5. Ride as much and often as you can. I find myself loosing that riding rhythm after not riding for even just one day.
Friendly waves are cool when I’m just cruising around at a leisurely pace and once a while another rider comes by, but it gets kind of “artificial” (like a frozen smile when you pose for a picture too long) when there are a lot of riders and you feel like you have to wave at everyone you come across. Also, in the twisties riders should really keep the hands on the bar and focus on the road. Waving in many situations breaks the concentration and reduces safety margin. I guess nodding is a good alternative, but I’m also cool with some riders not waving/nodding. I just figure that they need to focus on the ride and there’s nothing wrong with that.

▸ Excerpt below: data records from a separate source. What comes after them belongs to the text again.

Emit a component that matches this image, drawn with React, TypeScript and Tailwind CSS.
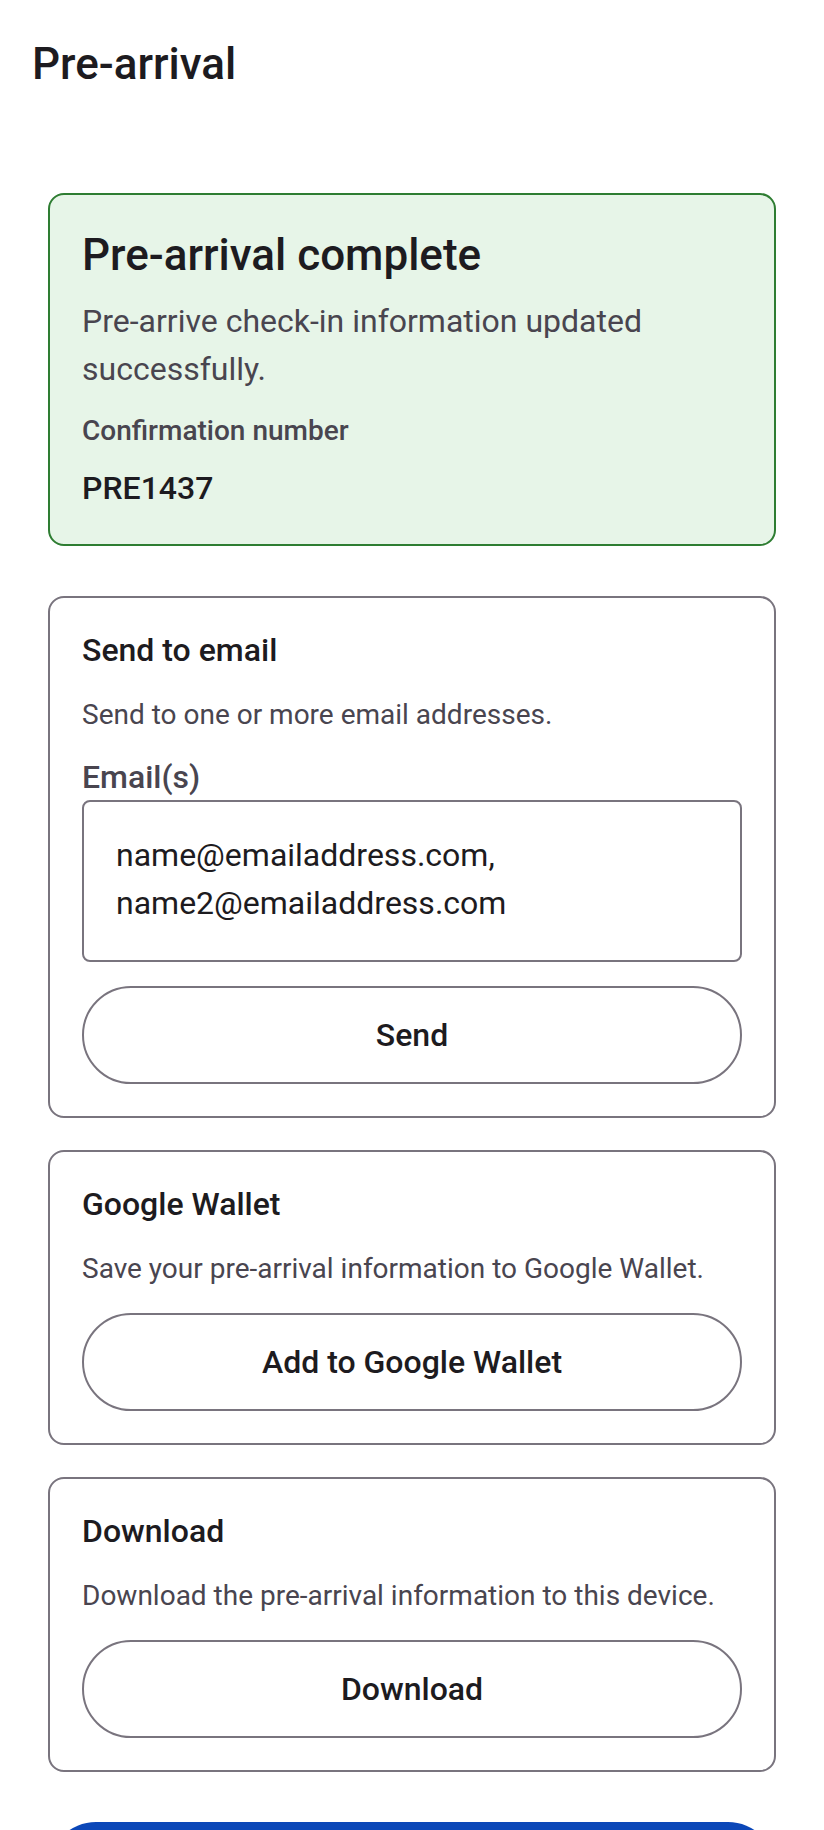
import type { ReactNode } from "react";

const FONT = "font-['Roboto','Noto_Sans',sans-serif]";

function OutlineButton({ children }: { children: ReactNode }) {
  return (
    <button
      type="button"
      className="mt-[24px] flex h-[98px] w-full items-center justify-center rounded-full border-2 border-[#79747e] bg-white text-[32px] font-medium leading-[40px] text-[#1d1b20]"
    >
      {children}
    </button>
  );
}

function ActionCard({
  title,
  description,
  children,
}: {
  title: string;
  description: string;
  children: ReactNode;
}) {
  return (
    <section className="rounded-[16px] border-2 border-[#79747e] bg-white px-[32px] py-[32px]">
      <h3 className="text-[32px] font-medium leading-[40px] text-[#1d1b20]">{title}</h3>
      <p className="mt-[25px] text-[28px] leading-[40px] text-[#49454f]">{description}</p>
      {children}
    </section>
  );
}

export default function App() {
  return (
    <div className={`${FONT} min-h-screen bg-white pb-[40px] pt-[36px]`}>
      <h1 className="px-[32px] text-[44px] font-medium leading-[56px] text-[#1d1b20]">
        Pre-arrival
      </h1>

      <main className="mt-[101px] flex flex-col px-[48px]">
        {/* success banner */}
        <section className="rounded-[16px] border-2 border-[#2e7d32] bg-[#e7f5e8] px-[32px] py-[32px]">
          <h2 className="text-[44px] font-medium leading-[56px] text-[#1d1b20]">
            Pre-arrival complete
          </h2>
          <p className="mt-[14px] text-[32px] leading-[48px] text-[#49454f]">
            Pre-arrive check-in information updated successfully.
          </p>
          <p className="mt-[18px] text-[28px] font-medium leading-[40px] text-[#49454f]">
            Confirmation number
          </p>
          <p className="mt-[13px] text-[32px] font-medium leading-[48px] text-[#1d1b20]">
            PRE1437
          </p>
        </section>

        <div className="mt-[50px]">
          <ActionCard title="Send to email" description="Send to one or more email addresses.">
            <label className="mt-[22px] block text-[32px] font-medium leading-[40px] text-[#49454f]">
              Email(s)
            </label>
            <div className="mt-[3px] rounded-[8px] border-2 border-[#79747e] px-[32px] pb-[33px] pt-[29px] text-[32px] leading-[48px] text-[#1d1b20]">
              name@emailaddress.com, name2@emailaddress.com
            </div>
            <div className="mt-[5px]">
              <OutlineButton>Send</OutlineButton>
            </div>
          </ActionCard>
        </div>

        <div className="mt-[32px]">
          <ActionCard
            title="Google Wallet"
            description="Save your pre-arrival information to Google Wallet."
          >
            <OutlineButton>Add to Google Wallet</OutlineButton>
          </ActionCard>
        </div>

        <div className="mt-[32px]">
          <ActionCard
            title="Download"
            description="Download the pre-arrival information to this device."
          >
            <OutlineButton>Download</OutlineButton>
          </ActionCard>
        </div>

        <button
          type="button"
          className="mt-[50px] flex h-[96px] w-full items-center justify-center rounded-full bg-[#0b47b8] text-[32px] font-medium leading-[40px] text-white"
        >
          Done
        </button>
      </main>
    </div>
  );
}
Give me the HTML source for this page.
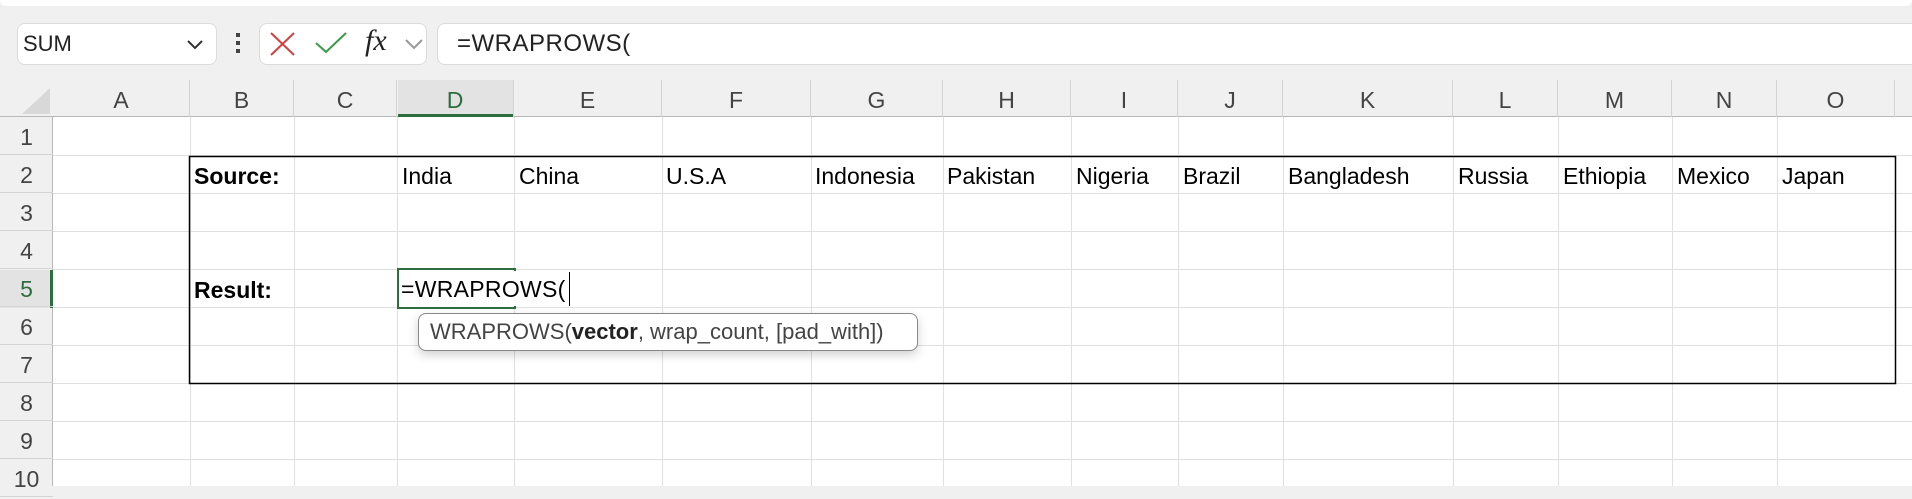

I was looking for a decent used bike and trying to decide between a GS500, a Ninja 500, or a SV650 as a first bike for the last 2 years. Ended up getting my 2001 GS500 on 1/4/09. Never ridden a motorcycle before. After getting the bike I took the MSF class, got my M1, and have ridden about 1400 miles so far. I commute to work when it doesn’t rain, and ride in the local mountains on the weekend. This bike can do it all – surface streets, freeways (I’ve take it up to about 90 mph so far), 30-65 mph scenic country roads with sweeping turns, very tight 5-20 mph trails with end-less blind corners, fast and twisty 15-60 mph mountain roads, etc. It’s not a torque monster, but the linear and user friendly power is there when you’re in the right gear from about 4-5k rpm and up. By 6k rpm the engine is singing happily and eager to do more. Earlier today I was on Highway 1 going about 60-70 mph. It was super windy – gusting up to 40 mph (per weather forecast) and very unpredictable as the terrain (dunes and hills) changed. My body was being blown around like a kite and I had to struggle to keep my legs held against the tank. The head wind was strong backing off the throttle just a bit felt like putting the brakes on. It was unnerving yet scary fun. But my GS500 was rock steady in the gusty cross wind as long as I kept my hands steady and not let my body motion affect steering input. The only thing the GS doesn’t have is the hugh amount of reserved torque/power that bigger bikes have. Sure, I’ve been day dreaming about getting a SV650, or ZRX1200R or FZ1 (for their “crazy acceleration” and reserve power rather than just “more than enough acceleration”) next now that I’m totally addicted to riding a motorcycle, but my GS is so capable and so much fun I’ll probably keep it for a long time.